Nature may be beautiful, but for the most part it's merciless. For every example of cooperation or nurturing you can find another example of predation, competition, or parasitism. This only makes sense if nature has evolved unconsciously, through a blind process that requires no planning, foresight, or feeling. Nature judges new behaviors and forms on one basis-whether or not they work. With the exception of a few animals with nervous systems, there is little evidence of any awareness in nature. It's senseless to talk about the morality of the natural world, just as it's senseless to blame a tree for falling on your house. Morality presupposes awareness and preference. Unless these abilities are involved, nature is amoral. It is neither good nor evil. It simply is.

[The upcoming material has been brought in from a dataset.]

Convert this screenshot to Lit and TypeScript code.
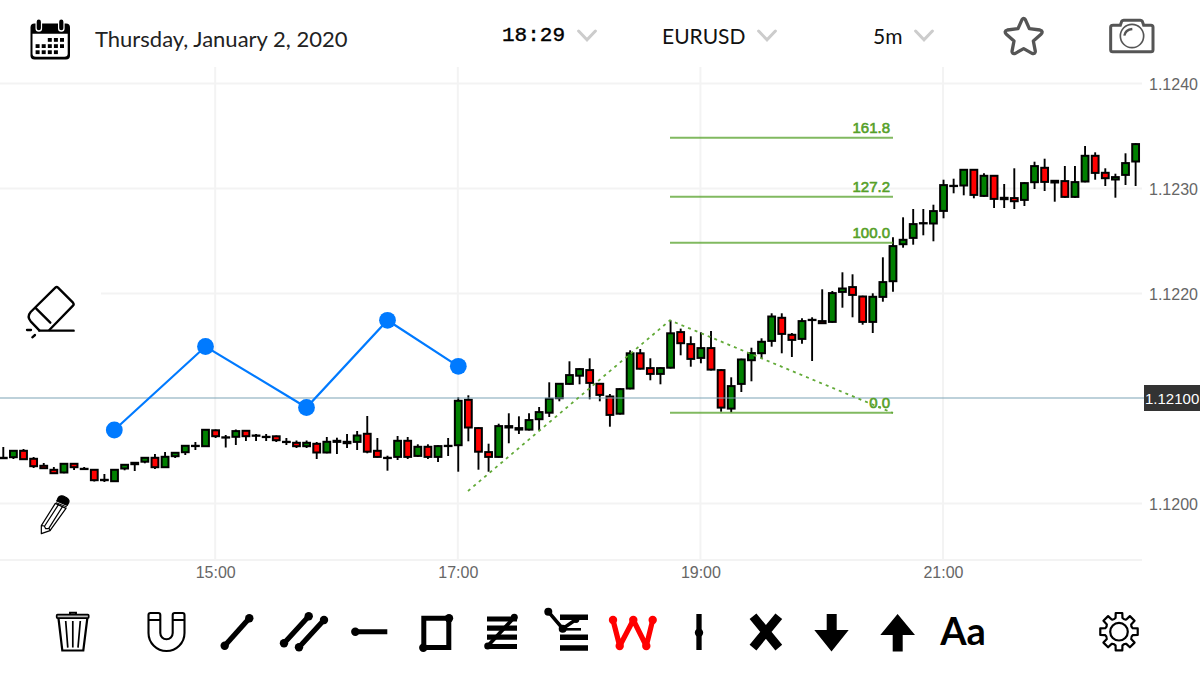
import { LitElement, html, svg, css, type TemplateResult } from "lit";
import { customElement, property, state } from "lit/decorators.js";

/* One candle: high, body top, body bottom, low, kind (g = up, r = down, k = unchanged). */
type Candle = [number, number, number, number, string];

const CANDLES: Candle[] = [
  [447, 457, 459, 459, "k"], [450, 450, 458, 459, "g"], [449, 450, 460, 460, "r"], [457, 458, 467, 468, "r"],
  [463, 465, 469, 469, "r"], [467, 469, 474, 474, "r"], [463, 463, 473.3, 473.3, "g"], [463, 463, 468, 470, "r"],
  [467, 468, 469.3, 469.3, "k"], [469, 469, 481, 481.5, "r"], [474, 479, 481, 482, "k"], [469, 469, 482, 482, "g"],
  [464, 464, 469.3, 470.3, "g"], [462, 462, 465, 471, "g"], [457, 457, 462.5, 463.3, "g"], [454, 457, 468, 469, "r"],
  [452, 456, 468, 468, "g"], [452, 452, 457, 458, "g"], [445, 445, 453, 455, "g"], [442, 445, 446.7, 450, "k"],
  [429, 429, 447, 447, "g"], [429.5, 429.5, 437, 438, "r"], [435, 436.5, 438, 447.5, "k"], [429.5, 430.3, 437.6, 445, "g"],
  [430, 430, 437, 441, "r"], [434, 434.7, 436.3, 441, "k"], [434, 436, 437.7, 441, "k"], [435.5, 435.5, 441, 442, "r"],
  [438, 441, 442.4, 445, "k"], [440.5, 442, 447, 448, "r"], [440.5, 442, 447, 448, "g"], [442, 443, 453.3, 459, "r"],
  [437, 441, 453.3, 453.3, "g"], [437.7, 440, 442.7, 454, "r"], [434, 441, 444, 448, "r"], [431, 434.7, 442.7, 450, "g"],
  [416, 433, 452.5, 453.3, "r"], [438, 450, 457.7, 457.7, "r"], [455.7, 457, 458.5, 470.7, "k"], [436, 440, 457.7, 460, "g"],
  [437, 440, 457.7, 459, "r"], [444.3, 446, 456.7, 457, "g"], [444.3, 446, 457.7, 459, "r"], [445.3, 445.3, 457.7, 462, "g"],
  [438, 445, 446.5, 456, "k"], [397.3, 400, 446, 471.7, "g"], [395.3, 399, 428.3, 441.3, "r"], [427.3, 427.3, 452.5, 469.7, "r"],
  [443.7, 451.3, 457.7, 471.7, "r"], [423.7, 425.3, 457.7, 457.7, "g"], [413.3, 425.3, 428.3, 443.3, "r"], [416.3, 427.3, 430.4, 434, "r"],
  [413.3, 419.3, 430.4, 430.4, "g"], [407, 411.3, 420, 430.4, "g"], [382.3, 398, 413.5, 417, "g"], [383, 383, 399, 401.3, "g"],
  [361.3, 374.3, 384.7, 384.7, "g"], [368.3, 368.3, 376.5, 384.3, "g"], [358.3, 369.3, 383.7, 399.3, "r"], [383, 383, 395.7, 401.3, "r"],
  [394, 395.7, 415.7, 426.7, "r"], [388.3, 388.3, 414.5, 414.5, "g"], [350.3, 352.5, 389.3, 389.3, "g"], [349, 352.5, 369.5, 369.5, "r"],
  [358.3, 367.3, 374.7, 380.3, "r"], [367.3, 367.3, 374.7, 384.3, "g"], [320.3, 332.5, 368.5, 368.5, "g"], [328.6, 331.3, 344, 355.3, "r"],
  [336.3, 343.3, 359.7, 366.7, "r"], [332.3, 347.3, 358.7, 363.3, "g"], [331, 347.3, 370.4, 370.4, "r"], [369.3, 369.3, 408.4, 411.7, "r"],
  [377.3, 385.3, 409.4, 412.3, "g"], [358.7, 358.7, 384.7, 392, "g"], [347.7, 352.3, 361, 381.3, "g"], [338.3, 341, 354, 358, "g"],
  [313.3, 315.7, 341.7, 346.7, "g"], [313.3, 317, 334.7, 353.3, "r"], [333, 334, 340.7, 357, "r"], [318.3, 320.3, 339.7, 343.7, "g"],
  [317.3, 319, 320.5, 361, "k"], [289.3, 320.3, 324, 324, "r"], [291, 292.3, 322.7, 322.7, "g"], [272.3, 287.7, 292.7, 307.7, "g"],
  [274.3, 286.3, 295.7, 317.3, "r"], [295.7, 295.7, 322.7, 324.7, "r"], [293.3, 296, 322.7, 333, "g"], [257.3, 281.3, 297.7, 301.7, "g"],
  [237.3, 245.3, 282, 291.7, "g"], [217.3, 239, 245, 247.7, "g"], [209, 223.3, 238.7, 244.7, "g"], [209, 222.3, 223.7, 235.3, "k"],
  [204.7, 210.3, 224.3, 241.3, "g"], [179.7, 184.3, 211.7, 218.3, "g"], [178.7, 185, 186.4, 193.3, "k"], [169, 169, 186.3, 195.3, "g"],
  [169, 169, 195.7, 198.3, "r"], [173.3, 175, 196.7, 196.7, "g"], [175, 175, 199.7, 208, "r"], [184, 197, 200, 208, "g"],
  [168.3, 197.3, 202, 209, "r"], [182.3, 182.3, 200.7, 206, "g"], [161.7, 165.3, 183, 189, "g"], [158.7, 167, 182.7, 191, "r"],
  [180, 180, 183.3, 201.7, "g"], [166, 180.3, 197.7, 198, "r"], [166, 181.3, 197.7, 198, "g"], [146, 155, 182.3, 182.3, "g"],
  [152.3, 155, 173.7, 179.7, "r"], [168.3, 172, 179, 186, "r"], [173.7, 176.3, 180.3, 197.7, "g"], [153.3, 162.3, 175.7, 185, "g"],
  [143.3, 143.3, 162.3, 186, "g"],
];

const FIRST_X = 3.3;
const STEP_X = 10.11;
const FILL: Record<string, string> = { g: "#008000", r: "#ff0000", k: "#000" };

const PRICES: [string, number][] = [["1.1240", 83.5], ["1.1230", 188.5], ["1.1220", 293.5], ["1.1200", 503.5]];
const HOURS: [string, number][] = [["15:00", 215.2], ["17:00", 457.8], ["19:00", 700.4], ["21:00", 943]];
const LEVELS: [string, number][] = [["161.8", 137.7], ["127.2", 196.7], ["100.0", 242.8], ["0.0", 412.8]];
const WAVE: [number, number][] = [[114.3, 430], [205.5, 346.5], [306.5, 407.5], [387.5, 320.3], [458.3, 366.3]];

@customElement("price-chart")
export class PriceChart extends LitElement {
  static styles = css`
    :host { display: block; }
    .chart { display: block; width: 100%; height: auto; font-family: "Liberation Sans", Arial, sans-serif; }
    .grid { stroke: #f3f3f3; stroke-width: 2; }
    .axis { font-size: 16px; fill: #666; }
    .hour { text-anchor: middle; }
    .wick { stroke: #000; stroke-width: 1.9; }
    .body { stroke: #000; stroke-width: 2; }
    .quote { stroke: #7ba3b5; stroke-opacity: 0.5; stroke-width: 1.8; }
    .tag { fill: #333; }
    .tag-text { font-size: 15px; fill: #fff; }
    .level { stroke: #55a028; stroke-opacity: 0.74; stroke-width: 2; }
    .swing { fill: none; stroke: #62aa38; stroke-width: 1.8; stroke-dasharray: 3 4.1; }
    .level-text { font-size: 15px; fill: #55a028; stroke: #55a028; stroke-width: 0.6; text-anchor: end; }
    .wave { fill: none; stroke: #007aff; stroke-width: 2.2; }
    .knob { fill: #007aff; }
  `;

  private candle([high, top, bottom, low, kind]: Candle, i: number) {
    const x = FIRST_X + i * STEP_X;
    return svg`<line class="wick" x1=${x} x2=${x} y1=${high} y2=${low}></line>
      <rect class="body" x=${x - 3.4} width="6.8" y=${top + 0.8}
        height=${Math.max(0.3, bottom - top - 1.6)} fill=${FILL[kind]}></rect>`;
  }

  render() {
    return html`<svg class="chart" viewBox="0 67 1200 535" role="img" aria-label="EURUSD">
      ${PRICES.map(([, y]) => svg`<line class="grid" x1="0" x2="1142" y1=${y} y2=${y}></line>`)}
      ${HOURS.map(([, x]) => svg`<line class="grid" x1=${x} x2=${x} y1="67" y2="560"></line>`)}
      <line class="grid" x1="0" x2="1142" y1="560" y2="560"></line>
      ${CANDLES.map((c, i) => this.candle(c, i))}
      <line class="quote" x1="0" x2="1144" y1="398" y2="398"></line>
      ${LEVELS.map(([label, y]) => svg`<line class="level" x1="670" x2="893" y1=${y} y2=${y}></line>
        <text class="level-text" x="890" y=${y - 5}>${label}</text>`)}
      <polyline class="swing" points="468,491 670,320.3 893,413"></polyline>
      <polyline class="wave" points=${WAVE.map((p) => p.join(",")).join(" ")}></polyline>
      ${WAVE.map(([x, y]) => svg`<circle class="knob" cx=${x} cy=${y} r="8.4"></circle>`)}
      ${PRICES.map(([label, y]) => svg`<text class="axis" x="1149" y=${y + 6.5}>${label}</text>`)}
      ${HOURS.map(([label, x]) => svg`<text class="axis hour" x=${x + 0.5} y="577.5">${label}</text>`)}
      <rect class="tag" x="1144" y="385" width="56" height="26"></rect>
      <text class="tag-text" x="1145" y="404">1.12100</text>
    </svg>`;
  }
}

/* Outline of an eight-toothed cog around (cx, cy). */
function cog(cx: number, cy: number): string {
  const at = (r: number, deg: number) => {
    const a = (deg * Math.PI) / 180;
    return `${(cx + r * Math.sin(a)).toFixed(2)} ${(cy - r * Math.cos(a)).toFixed(2)}`;
  };
  let d = "";
  for (let t = 0; t < 8; t++) {
    const m = t * 45;
    d += `${t ? "L" : "M"}${at(14.2, m - 14)}L${at(19, m - 10)}L${at(19, m + 10)}L${at(14.2, m + 14)}`;
    d += `Q${at(12.8, m + 22.5)} ${at(14.2, m + 31)}`;
  }
  return d + "Z";
}

const dot = (x: number, y: number, r = 4.2) => svg`<circle cx=${x} cy=${y} r=${r} stroke="none"></circle>`;

const TOOLS: { name: string; art: TemplateResult }[] = [
  { name: "Line", art: svg`<path d="M20.7 43.7L45.3 16.3" stroke-width="5.2"/>${dot(20.7, 43.7)}${dot(45.3, 16.3)}` },
  { name: "Channel", art: svg`<path d="M14 41.3L38.7 14.3M29 45.3L54 18" stroke-width="5.2"/>${dot(14, 41.3)}${dot(38.7, 14.3)}${dot(29, 45.3)}${dot(54, 18)}` },
  { name: "Ray", art: svg`<path d="M19.3 29.7H51.3" stroke-width="5"/>${dot(19.3, 29.7)}` },
  { name: "Rectangle", art: svg`<path d="M21.8 16.2H46.8V45.5H21.8Z" stroke-width="5" fill="none"/>${dot(47, 16.3)}${dot(21.3, 45.7)}` },
  { name: "Retracement", art: svg`<path d="M19 17H49M19 26.2H49M19 35.2H49M19 44.5H49" stroke-width="5.2"/><path d="M19.7 44L46.3 15.3" stroke-width="3.8"/>${dot(19.7, 44, 3.5)}${dot(46.3, 15.3, 3.5)}` },
  { name: "Extension", art: svg`<path d="M26 15.3H54M26 35.2H54M26 46H54" stroke-width="5.4"/><path d="M28 27.3H47" stroke-width="2.6"/><path d="M14.3 9.7L28.7 26.7L42 17.5" fill="none" stroke-width="3.6"/>${dot(14.3, 9.7, 4)}${dot(28.7, 26.7, 4)}${dot(42, 17.5, 3.4)}` },
  { name: "Wave", art: svg`<g stroke="#f00" fill="#f00"><path d="M13 18L19.7 44L33.3 18L46.3 44L52.7 18" fill="none" stroke-width="5.2" stroke-linejoin="round"/>${dot(13, 18)}${dot(19.7, 44)}${dot(33.3, 18)}${dot(46.3, 44)}${dot(52.7, 18)}</g>` },
  { name: "Vertical", art: svg`<path d="M33 12V48" stroke-width="5.3"/>${dot(33, 30.7)}` },
  { name: "Cross", art: svg`<path d="M21 14.2L46.8 45.6M46.8 14.2L21 45.6" stroke-width="8.8"/>` },
  { name: "Down", art: svg`<path d="M28.7 12H38.7V28H50.7L33.5 49.4L16.3 28H28.7Z" stroke="none"/>` },
  { name: "Up", art: svg`<path d="M28.7 49.6H38.7V33H51L33.6 12L16.3 33H28.7Z" stroke="none"/>` },
];

const chevron = html`<svg class="chevron" width="20" height="14" viewBox="0 0 20 14">
  <path d="M1.6 2L10 10.8L18.4 2" fill="none" stroke="#ccc" stroke-width="3" stroke-linecap="round"/></svg>`;

@customElement("pick-list")
export class PickList extends LitElement {
  @property() label = "";
  @property() value = "";
  @property({ type: Boolean, reflect: true }) mono = false;

  static styles = css`
    :host { display: block; }
    .field { display: inline-flex; align-items: center; gap: 11px; }
    .select {
      appearance: none; border: 0; padding: 0; margin: 0; background: none; color: #111;
      font-family: Lato, "Open Sans", sans-serif; font-size: 21px; line-height: 28px;
    }
    :host([mono]) .select {
      font-family: "Liberation Mono", "Courier New", monospace; color: #000; -webkit-text-stroke: 0.4px #000;
    }
    .chevron { flex: none; }
  `;

  render() {
    return html`<label class="field">
      <select class="select" aria-label=${this.label}><option>${this.value}</option></select>${chevron}
    </label>`;
  }
}

@customElement("app-root")
export class AppRoot extends LitElement {
  @state() private tool = "Wave";

  static styles = css`
    :host {
      display: flex; flex-direction: column; min-height: 100vh; background: #fff; color: #000;
      font-family: Lato, "Open Sans", sans-serif;
    }
    button { appearance: none; border: 0; padding: 0; margin: 0; background: none; color: inherit; font: inherit; cursor: pointer; }
    svg { display: block; }
    .top {
      display: grid; grid-template-columns: 472fr 160fr 211fr 130fr 106fr 45fr;
      align-items: center; height: 67px; padding: 0 46px 0 30px; box-sizing: border-box;
    }
    .top > * { margin-top: 4px; min-width: 0; }
    .top > .date { display: flex; align-items: center; gap: 25px; justify-self: start; font-size: 22px; line-height: 28px; color: #222; margin-top: 12px; white-space: nowrap; }
    .day { padding-bottom: 2px; }
    .stage { position: relative; }
    .eraser { position: absolute; left: 0; top: 208px; width: 101px; height: 70px; padding-left: 20px; background: #fff; }
    .pencil { position: absolute; left: 36px; top: 423px; width: 40px; height: 50px; }
    .tools { display: flex; align-items: center; padding: 0 48px 12px 40px; }
    .tool { flex: 0 1 66px; height: 60px; min-width: 0; display: flex; align-items: center; justify-content: center; }
    .magnet { margin: 0 5px 0 27px; }
    .settings { margin-left: auto; }
    .text { font-size: 38px; line-height: 56px; padding-bottom: 4px; box-sizing: border-box; font-weight: 700; }
  `;

  private icon(art: TemplateResult) {
    return html`<svg width="66" height="60" viewBox="0 0 66 60" stroke="#000">${art}</svg>`;
  }

  render() {
    return html`
      <header class="top">
        <button class="date">
          <svg width="40" height="42" viewBox="0 0 40 42">
            <rect x="0.5" y="4.5" width="39.5" height="36" rx="4"/>
            <path d="M2.5 14.8H37.7V34.5Q37.7 37.8 34.4 37.8H5.8Q2.5 37.8 2.5 34.5Z" fill="#fff"/>
            <path d="M8.8 3V9.5M31.3 3V9.5" stroke="#fff" stroke-width="6.6" stroke-linecap="round"/>
            <path d="M4.5 0H13V3.6H4.5ZM27 0H36V3.6H27Z" fill="#fff"/>
            <path d="M8.8 2.7V9.2M31.3 2.7V9.2" stroke="#000" stroke-width="4.2" stroke-linecap="round"/>
            ${[[18, 2, 5], [24.2, 0, 5], [30.3, 0, 4]].map(([y, from, to]) =>
              Array.from({ length: to - from }, (_, n) =>
                svg`<rect x=${5.6 + (from + n) * 6.1} y=${y + 1} width="4" height="3.8"></rect>`))}
          </svg>
          <span class="day">Thursday, January 2, 2020</span>
        </button>
        <pick-list mono label="Time" value="18:29"></pick-list>
        <pick-list label="Symbol" value="EURUSD"></pick-list>
        <pick-list label="Interval" value="5m"></pick-list>
        <button aria-label="Favourite">
          <svg width="42" height="42" viewBox="129 45 126 126" fill="none" stroke="#555" stroke-width="10" stroke-linejoin="round">
            <path d="M186 59Q191 51 196 59L208 86L240 90Q251 93 243 103L220 123L226 154Q226 163 216 160L191 146L166 160Q156 163 156 154L162 123L139 103Q131 93 142 90L174 86Z"/>
          </svg>
        </button>
        <button aria-label="Snapshot">
          <svg width="46" height="36" viewBox="446 54 138 108" fill="none" stroke="#555">
            <path d="M456 76H480L484 64Q486 61 490 61H540Q544 61 546 64L550 76H572Q578 76 578 82V149Q578 155 572 155H457Q451 155 451 149V82Q451 76 457 76" stroke-width="9"/>
            <circle cx="515" cy="108" r="35" stroke-width="5"/>
            <path d="M492 107Q495 89 516 87" stroke-width="7"/>
          </svg>
        </button>
      </header>

      <main class="stage">
        <price-chart></price-chart>
        <button class="eraser" aria-label="Eraser">
          <svg width="60" height="60" viewBox="60 30 180 180" fill="none" stroke="#000" stroke-width="7" stroke-linecap="round" stroke-linejoin="round">
            <path d="M118 181L92 154Q80 140 92 126L166 53Q170 49 174 53L219 98Q223 103 219 107L148 180"/>
            <path d="M108 115L151 158M118 182H221M81 180H93M97 202L105 195"/>
          </svg>
        </button>
        <button class="pencil" aria-label="Pencil">
          <svg width="40" height="50" viewBox="108 660 120 150" fill="#fff" stroke="#000" stroke-width="3.6" stroke-linejoin="round">
            <path d="M166 700L124 767L124 791L150 782L198 715Z"/>
            <path d="M124 767L133 768L137 776L148 776L151 782M134 768L176 703M146 776L188 709" fill="none"/>
            <path d="M172 689Q176 675 190 678L200 683Q211 690 205 700L202 706L170 693Z" fill="#000"/>
            <path d="M168 698L201 711" stroke-width="3"/>
          </svg>
        </button>
      </main>

      <nav class="tools">
        <button class="tool" aria-label="Delete">${this.icon(svg`<g fill="none" stroke-width="1.7">
          <path d="M18.5 16.5L22.3 48.5H43.3L47.3 16.5" stroke-width="2.2"/>
          <rect x="16.7" y="12.7" width="32" height="3.4" rx="0.8" fill="#bbb" stroke-width="1.7"/>
          <path d="M30 12V10.7H36V12" stroke-width="1.9"/>
          <path d="M25.7 19L27.8 45.6M32.8 19V45.6M40.3 19L38 45.6"/></g>`)}</button>
        <button class="tool magnet" aria-label="Magnet">${this.icon(svg`<g fill="none" stroke-width="2.1">
          <path d="M15.5 13Q15.5 11 17.5 11H25.3Q27.3 11 27.3 13V31A6.2 6.2 0 0 0 39.7 31V13Q39.7 11 41.7 11H49.5Q51.5 11 51.5 13V31A18 18 0 0 1 15.5 31Z"/>
          <path d="M15.5 18H27.3M39.7 18H51.5"/></g>`)}</button>
        ${TOOLS.map(({ name, art }) => html`
          <button class="tool" aria-label=${name} aria-pressed=${this.tool === name ? "true" : "false"}
            @click=${() => (this.tool = name)}>${this.icon(art)}</button>`)}
        <button class="tool text">Aa</button>
        <button class="tool settings" aria-label="Settings">${this.icon(svg`<g fill="none" stroke-width="2.2" stroke-linejoin="round">
          <path d=${cog(33, 29.7)}></path><circle cx="33" cy="29.7" r="8.8"></circle></g>`)}</button>
      </nav>
    `;
  }
}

We humans probably didn't invent pleasure and pain, or appreciation and tragedy, but we have refined them. Our species has invented sensory and aesthetic wonders, from chocolate ice cream to the Sistine Chapel. But we have also invented iron maidens and concentration camps. We've taken feelings, good and bad, to heights never seen in nature. But our world also differs from the natural world, in ways beyond intensification and refinement. In contrast to the rest of nature, we have a great deal of control over the quality of human life.
That's one of the bonuses of our ability to imagine things that aren't immediately present. We can imagine alternatives and try to choose the better ones. I think this is the challenge of the human condition--unlike much of nature, we are at least partially responsible for what we do. We can decide how we want to live, how we should treat others, and what kind of society we want to have. Because we have foresight and choice, we have the capacity (some might say duty) to act purposefully and morally. This means it's possible for human society to progress--to improve the world, or at least our own societies. While nature makes decisions based solely on what is stable or viable, we can go beyond these criteria, and chose based on what improves the quality of the lives around us; on what is right and just. The question is whether we have the wisdom and will to do so.